=== INSTRUCTION ===
Skip the pictures. Reproduce all other material exactly.

=== SOURCE EXCERPT ===

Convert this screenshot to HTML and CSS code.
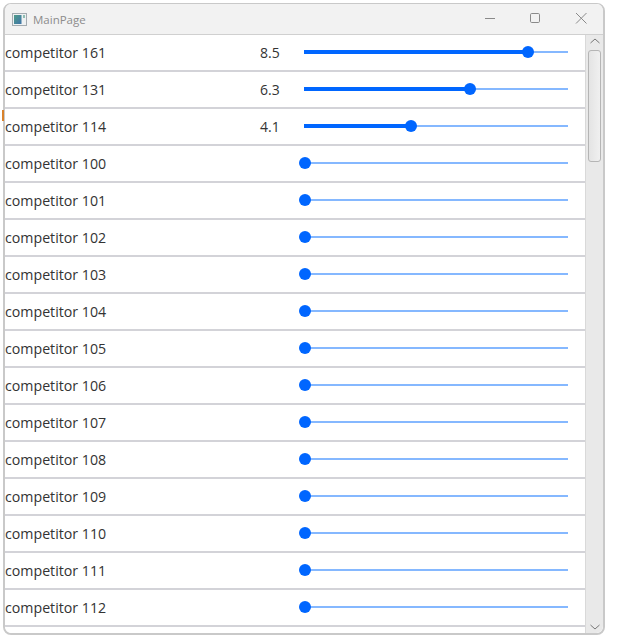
FILE: index.html
```html
<!DOCTYPE html>
<html lang="en">
<head>
<meta charset="utf-8">
<title>MainPage</title>
<link rel="stylesheet" href="styles.css">
</head>
<body>
<div class="window">
  <span class="focus-mark"></span>
  <header class="titlebar">
    <svg class="app-icon" width="15" height="13" viewBox="0 0 15 13">
      <defs><linearGradient id="pane" x1="0" y1="0" x2="1" y2="1"><stop offset="0" stop-color="#4f9c8a"/><stop offset="1" stop-color="#3f74a8"/></linearGradient></defs>
      <rect x="0.5" y="0.5" width="14" height="12" fill="#eef1f2" stroke="#a3abb0"/>
      <rect x="2" y="2" width="7.500" height="9" fill="url(#pane)"/>
      <rect x="11" y="2" width="2" height="3" fill="#8fbdb2"/>
    </svg>
    <span class="title">MainPage</span>
    <div class="controls">
      <svg class="ctl" width="46" height="30" viewBox="0 0 46 30"><path d="M19 14.500h10" stroke="#8a8a8a" fill="none"/></svg>
      <svg class="ctl" width="46" height="30" viewBox="0 0 46 30"><rect x="18.500" y="9.500" width="9" height="9" rx="1.200" stroke="#8a8a8a" fill="none"/></svg>
      <svg class="ctl" width="46" height="30" viewBox="0 0 46 30"><path d="M18 9l10.500 10.500M28.500 9l-10.500 10.500" stroke="#8a8a8a" fill="none"/></svg>
    </div>
  </header>
  <div class="content">
    <main class="list">
      <div class="row"><span class="name">competitor 161</span><span class="score">8.5</span><div class="slider"><div class="fill" style="width:84.5%"></div><span class="thumb" style="left:84.5%"></span></div></div>
      <div class="row"><span class="name">competitor 131</span><span class="score">6.3</span><div class="slider"><div class="fill" style="width:62.7%"></div><span class="thumb" style="left:62.7%"></span></div></div>
      <div class="row"><span class="name">competitor 114</span><span class="score">4.1</span><div class="slider"><div class="fill" style="width:40.5%"></div><span class="thumb" style="left:40.5%"></span></div></div>
      <div class="row"><span class="name">competitor 100</span><span class="score"></span><div class="slider"><span class="thumb"></span></div></div>
      <div class="row"><span class="name">competitor 101</span><span class="score"></span><div class="slider"><span class="thumb"></span></div></div>
      <div class="row"><span class="name">competitor 102</span><span class="score"></span><div class="slider"><span class="thumb"></span></div></div>
      <div class="row"><span class="name">competitor 103</span><span class="score"></span><div class="slider"><span class="thumb"></span></div></div>
      <div class="row"><span class="name">competitor 104</span><span class="score"></span><div class="slider"><span class="thumb"></span></div></div>
      <div class="row"><span class="name">competitor 105</span><span class="score"></span><div class="slider"><span class="thumb"></span></div></div>
      <div class="row"><span class="name">competitor 106</span><span class="score"></span><div class="slider"><span class="thumb"></span></div></div>
      <div class="row"><span class="name">competitor 107</span><span class="score"></span><div class="slider"><span class="thumb"></span></div></div>
      <div class="row"><span class="name">competitor 108</span><span class="score"></span><div class="slider"><span class="thumb"></span></div></div>
      <div class="row"><span class="name">competitor 109</span><span class="score"></span><div class="slider"><span class="thumb"></span></div></div>
      <div class="row"><span class="name">competitor 110</span><span class="score"></span><div class="slider"><span class="thumb"></span></div></div>
      <div class="row"><span class="name">competitor 111</span><span class="score"></span><div class="slider"><span class="thumb"></span></div></div>
      <div class="row"><span class="name">competitor 112</span><span class="score"></span><div class="slider"><span class="thumb"></span></div></div>
    </main>
    <aside class="scrollbar">
      <svg class="arrow" width="14" height="12" viewBox="0 0 14 12"><path d="M2.500 8l4.500-4 4.500 4" stroke="#777" fill="none"/></svg>
      <div class="scroll-thumb"></div>
      <div class="scroll-rest"></div>
      <svg class="arrow" width="14" height="12" viewBox="0 0 14 12"><path d="M2.500 4l4.500 4 4.500-4" stroke="#777" fill="none"/></svg>
    </aside>
  </div>
</div>
</body>
</html>
```
FILE: styles.css
```css
* { box-sizing: border-box; }
html, body { margin: 0; padding: 0; background: #fff; }
body { padding: 3px 38px 0 3px; height: 644px; overflow: hidden; font-family: "Open Sans", "Noto Sans", "Liberation Sans", sans-serif; }
.window {
  position: relative;
  width: 602px;
  height: 632px;
  border: 1px solid #c9c9c9;
  border-width: 1px 2px 2px 2px;
  border-radius: 8px;
  display: flex;
  flex-direction: column;
}
.focus-mark { position: absolute; left: -3px; top: 106px; width: 2px; height: 11px; background: #d9822b; }
.titlebar {
  height: 31px;
  flex: none;
  display: flex;
  align-items: center;
  padding-left: 7px;
  background: #f2f2f2;
  border-bottom: 1px solid #d0d0d0;
  border-radius: 7px 7px 0 0;
}
.app-icon { margin-right: 6px; }
.title { font-size: 11.500px; color: #8c8c8c; }
.controls { margin-left: auto; margin-right: -1px; display: flex; }
.ctl { display: block; }
.content { flex: 1; min-height: 0; display: flex; overflow: hidden; border-radius: 0 0 7px 7px; }
.list { flex: 1; min-width: 0; overflow: hidden; background: #fff; }
.row {
  height: 37px;
  border-bottom: 2px solid #d3d3d8;
  display: flex;
  align-items: center;
}
.name { width: 255px; font-size: 14.200px; color: #333; }
.score { width: 44px; font-size: 14px; color: #333; }
.slider { position: relative; width: 264px; height: 2px; margin-bottom: 1px; background: #85b8ff; }
.fill { height: 4px; margin-top: -1px; background: #0066ff; }
.thumb { position: absolute; left: 0; top: 50%; width: 12px; height: 12px; margin: -6px 0 0 -5.500px; border-radius: 50%; background: #0066ff; }
.scrollbar {
  flex: none;
  width: 18px;
  background: #e9e9e9;
  border-left: 1px solid #d9d9d9;
  display: flex;
  flex-direction: column;
  align-items: center;
}
.arrow { flex: none; }
.scroll-thumb { flex: none; margin-top: 3px; width: 13px; height: 112px; border: 1px solid #b5b5b5; border-radius: 3px; background: linear-gradient(90deg, #e4e4e4, #f0f0f0); }
.scroll-rest { flex: 1; }
```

=== ANSWER BELOW ===
Convert this screenshot to HTML and CSS code.
FILE: index.html
```html
<!DOCTYPE html>
<html lang="en">
<head>
<meta charset="utf-8">
<title>MainPage</title>
<link rel="stylesheet" href="styles.css">
</head>
<body>
<div class="window">
  <span class="focus-mark"></span>
  <header class="titlebar">
    <svg class="app-icon" width="15" height="13" viewBox="0 0 15 13">
      <defs><linearGradient id="pane" x1="0" y1="0" x2="1" y2="1"><stop offset="0" stop-color="#4f9c8a"/><stop offset="1" stop-color="#3f74a8"/></linearGradient></defs>
      <rect x="0.5" y="0.5" width="14" height="12" fill="#eef1f2" stroke="#a3abb0"/>
      <rect x="2" y="2" width="7.500" height="9" fill="url(#pane)"/>
      <rect x="11" y="2" width="2" height="3" fill="#8fbdb2"/>
    </svg>
    <span class="title">MainPage</span>
    <div class="controls">
      <svg class="ctl" width="46" height="30" viewBox="0 0 46 30"><path d="M19 14.500h10" stroke="#8a8a8a" fill="none"/></svg>
      <svg class="ctl" width="46" height="30" viewBox="0 0 46 30"><rect x="18.500" y="9.500" width="9" height="9" rx="1.200" stroke="#8a8a8a" fill="none"/></svg>
      <svg class="ctl" width="46" height="30" viewBox="0 0 46 30"><path d="M18 9l10.500 10.500M28.500 9l-10.500 10.500" stroke="#8a8a8a" fill="none"/></svg>
    </div>
  </header>
  <div class="content">
    <main class="list">
      <div class="row"><span class="name">competitor 161</span><span class="score">8.5</span><div class="slider"><div class="fill" style="width:84.5%"></div><span class="thumb" style="left:84.5%"></span></div></div>
      <div class="row"><span class="name">competitor 131</span><span class="score">6.3</span><div class="slider"><div class="fill" style="width:62.7%"></div><span class="thumb" style="left:62.7%"></span></div></div>
      <div class="row"><span class="name">competitor 114</span><span class="score">4.1</span><div class="slider"><div class="fill" style="width:40.5%"></div><span class="thumb" style="left:40.5%"></span></div></div>
      <div class="row"><span class="name">competitor 100</span><span class="score"></span><div class="slider"><span class="thumb"></span></div></div>
      <div class="row"><span class="name">competitor 101</span><span class="score"></span><div class="slider"><span class="thumb"></span></div></div>
      <div class="row"><span class="name">competitor 102</span><span class="score"></span><div class="slider"><span class="thumb"></span></div></div>
      <div class="row"><span class="name">competitor 103</span><span class="score"></span><div class="slider"><span class="thumb"></span></div></div>
      <div class="row"><span class="name">competitor 104</span><span class="score"></span><div class="slider"><span class="thumb"></span></div></div>
      <div class="row"><span class="name">competitor 105</span><span class="score"></span><div class="slider"><span class="thumb"></span></div></div>
      <div class="row"><span class="name">competitor 106</span><span class="score"></span><div class="slider"><span class="thumb"></span></div></div>
      <div class="row"><span class="name">competitor 107</span><span class="score"></span><div class="slider"><span class="thumb"></span></div></div>
      <div class="row"><span class="name">competitor 108</span><span class="score"></span><div class="slider"><span class="thumb"></span></div></div>
      <div class="row"><span class="name">competitor 109</span><span class="score"></span><div class="slider"><span class="thumb"></span></div></div>
      <div class="row"><span class="name">competitor 110</span><span class="score"></span><div class="slider"><span class="thumb"></span></div></div>
      <div class="row"><span class="name">competitor 111</span><span class="score"></span><div class="slider"><span class="thumb"></span></div></div>
      <div class="row"><span class="name">competitor 112</span><span class="score"></span><div class="slider"><span class="thumb"></span></div></div>
    </main>
    <aside class="scrollbar">
      <svg class="arrow" width="14" height="12" viewBox="0 0 14 12"><path d="M2.500 8l4.500-4 4.500 4" stroke="#777" fill="none"/></svg>
      <div class="scroll-thumb"></div>
      <div class="scroll-rest"></div>
      <svg class="arrow" width="14" height="12" viewBox="0 0 14 12"><path d="M2.500 4l4.500 4 4.500-4" stroke="#777" fill="none"/></svg>
    </aside>
  </div>
</div>
</body>
</html>
```
FILE: styles.css
```css
* { box-sizing: border-box; }
html, body { margin: 0; padding: 0; background: #fff; }
body { padding: 3px 38px 0 3px; height: 644px; overflow: hidden; font-family: "Open Sans", "Noto Sans", "Liberation Sans", sans-serif; }
.window {
  position: relative;
  width: 602px;
  height: 632px;
  border: 1px solid #c9c9c9;
  border-width: 1px 2px 2px 2px;
  border-radius: 8px;
  display: flex;
  flex-direction: column;
}
.focus-mark { position: absolute; left: -3px; top: 106px; width: 2px; height: 11px; background: #d9822b; }
.titlebar {
  height: 31px;
  flex: none;
  display: flex;
  align-items: center;
  padding-left: 7px;
  background: #f2f2f2;
  border-bottom: 1px solid #d0d0d0;
  border-radius: 7px 7px 0 0;
}
.app-icon { margin-right: 6px; }
.title { font-size: 11.500px; color: #8c8c8c; }
.controls { margin-left: auto; margin-right: -1px; display: flex; }
.ctl { display: block; }
.content { flex: 1; min-height: 0; display: flex; overflow: hidden; border-radius: 0 0 7px 7px; }
.list { flex: 1; min-width: 0; overflow: hidden; background: #fff; }
.row {
  height: 37px;
  border-bottom: 2px solid #d3d3d8;
  display: flex;
  align-items: center;
}
.name { width: 255px; font-size: 14.200px; color: #333; }
.score { width: 44px; font-size: 14px; color: #333; }
.slider { position: relative; width: 264px; height: 2px; margin-bottom: 1px; background: #85b8ff; }
.fill { height: 4px; margin-top: -1px; background: #0066ff; }
.thumb { position: absolute; left: 0; top: 50%; width: 12px; height: 12px; margin: -6px 0 0 -5.500px; border-radius: 50%; background: #0066ff; }
.scrollbar {
  flex: none;
  width: 18px;
  background: #e9e9e9;
  border-left: 1px solid #d9d9d9;
  display: flex;
  flex-direction: column;
  align-items: center;
}
.arrow { flex: none; }
.scroll-thumb { flex: none; margin-top: 3px; width: 13px; height: 112px; border: 1px solid #b5b5b5; border-radius: 3px; background: linear-gradient(90deg, #e4e4e4, #f0f0f0); }
.scroll-rest { flex: 1; }
```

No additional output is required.